Your WISP must be reviewed at least once per year, but it also requires an update any time your operations materially change, including adopting new software, adding remote employees, changing file storage systems, or engaging new vendors who access W-9 data. Best practice is to schedule the annual review in November or December, before the filing season, so all controls are confirmed and staff training is current before W-9 collection begins in January.

Standard consumer-grade cloud storage may not satisfy WISP requirements as configured out of the box. To use a cloud platform for W-9 storage, your WISP must document the service, confirm that data is encrypted at rest and in transit, verify that access is restricted through role-based controls and MFA, and confirm that the vendor has signed a data processing agreement defining their security obligations.
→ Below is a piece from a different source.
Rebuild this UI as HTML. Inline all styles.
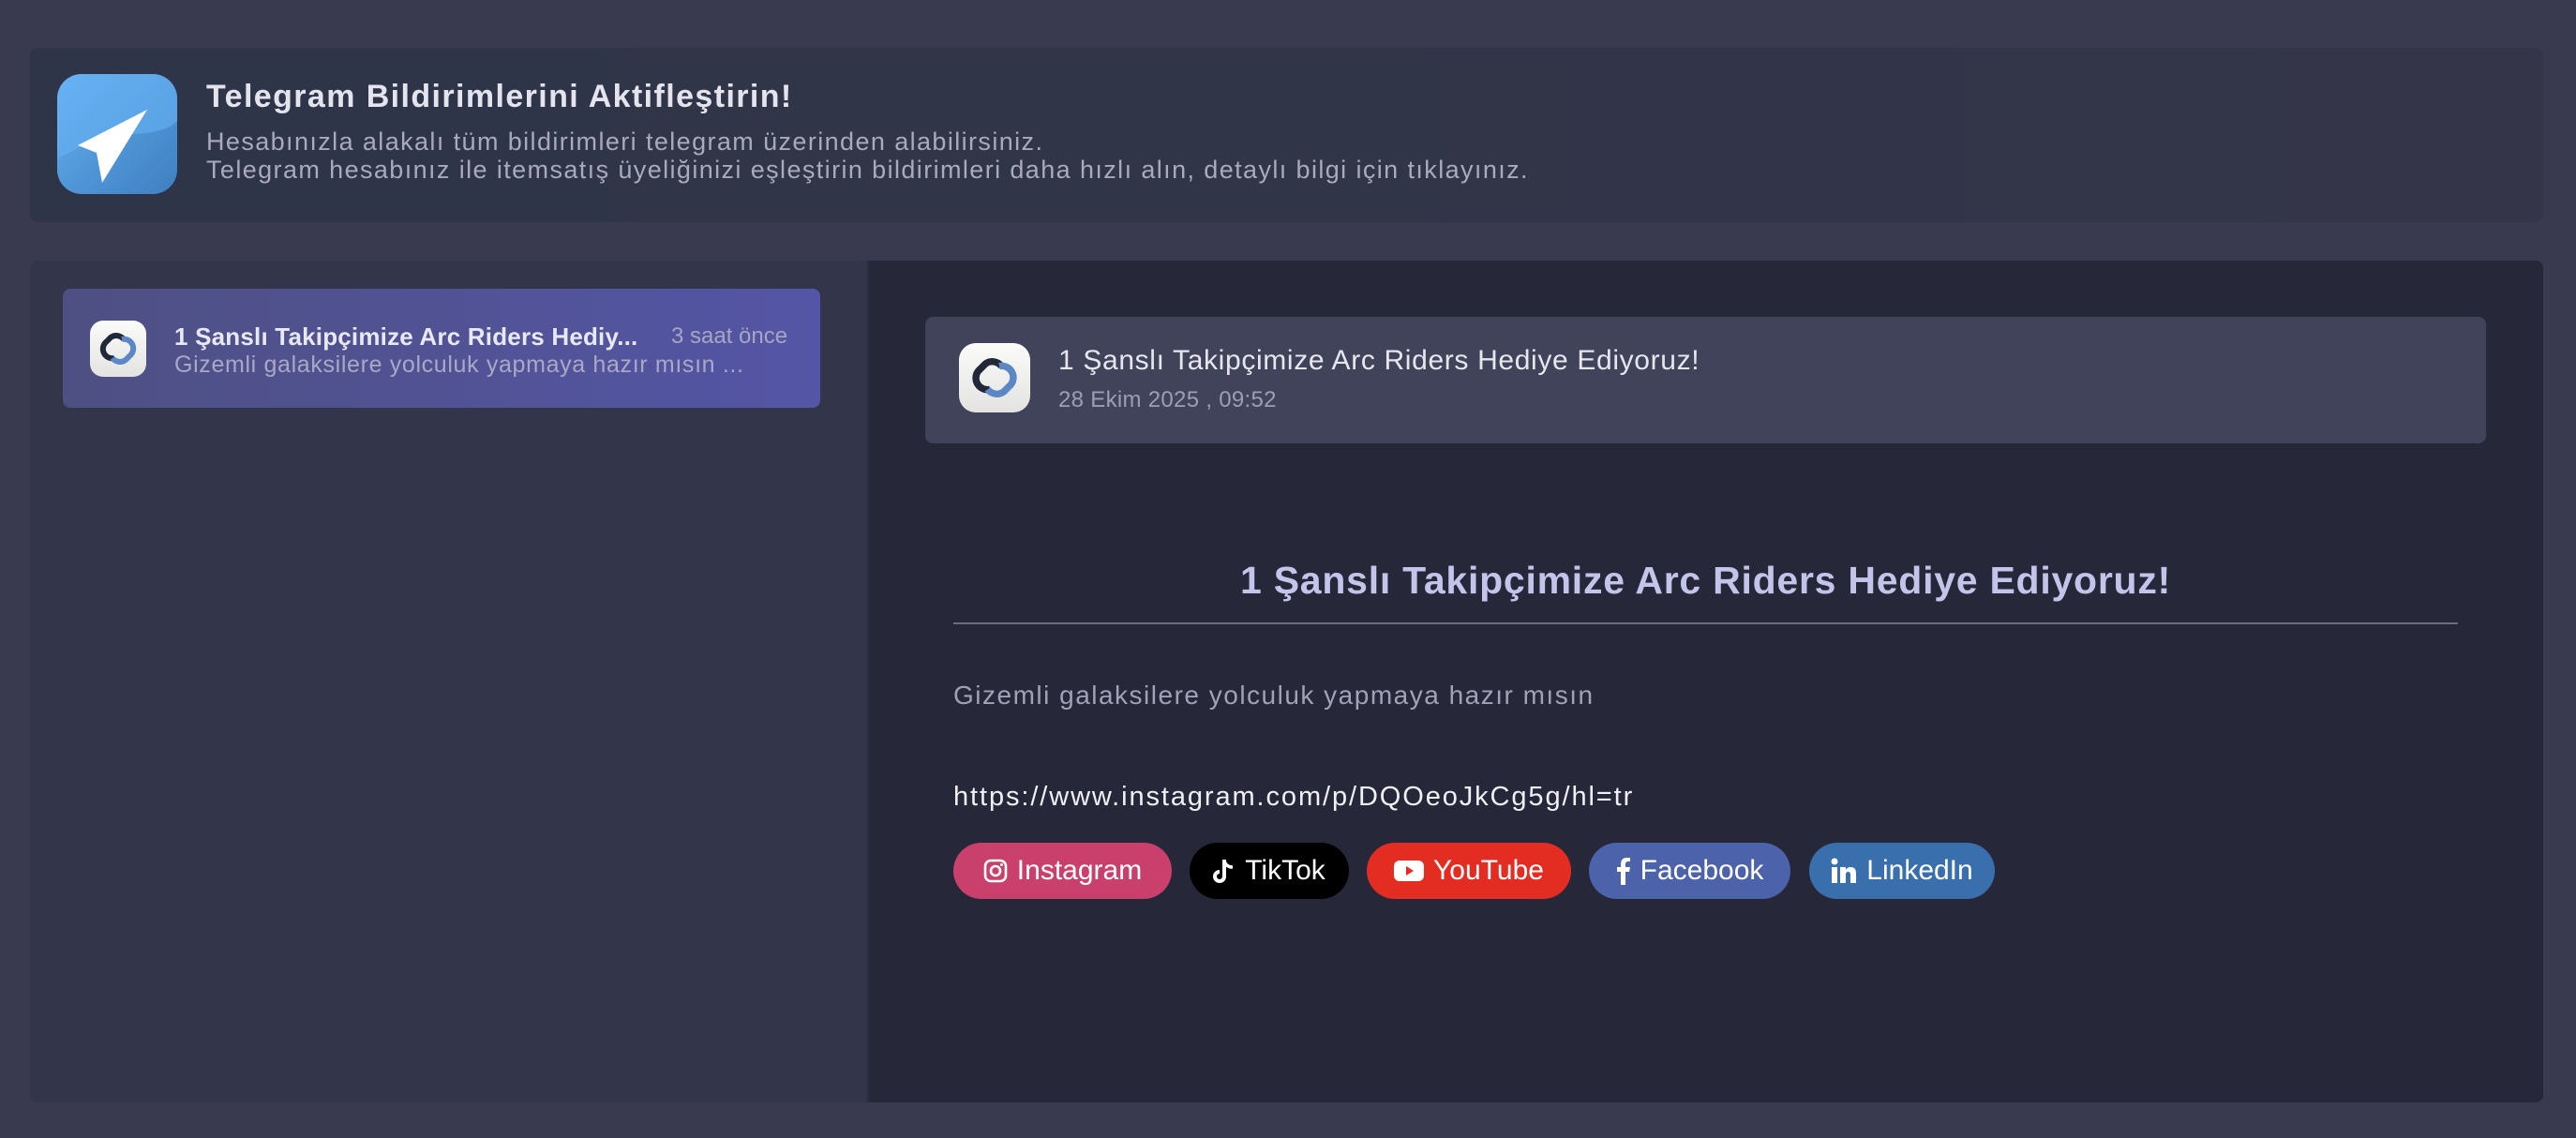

Business-tier accounts for these services may provide sufficient controls, but you must verify and document that specific configuration in your WISP.

Penalties come from multiple directions. The IRS OPR can censure, suspend, or permanently disbar a tax professional under Treasury Circular 230 for failing to maintain adequate data security practices. The FTC can impose civil penalties up to $51,744 per day per violation under the Safeguards Rule. State attorneys general can impose additional penalties under state data protection and breach notification laws, often with mandatory 30-to-72-hour reporting windows. Clients whose SSNs are exposed in a breach may also have viable negligence claims based on your failure to meet the regulatory standard of care.

Handling W-9 forms exclusively on paper does not eliminate your WISP obligations, it shifts your security requirements from digital to physical. IRS Publication 4557 explicitly requires physical safeguards for paper records: locked storage, documented access controls, a clean desk policy, and disposal procedures that prevent SSN reconstruction. If any employee photographs or scans a paper W-9 using a phone or scanner, even temporarily, digital security requirements apply to those copies as well.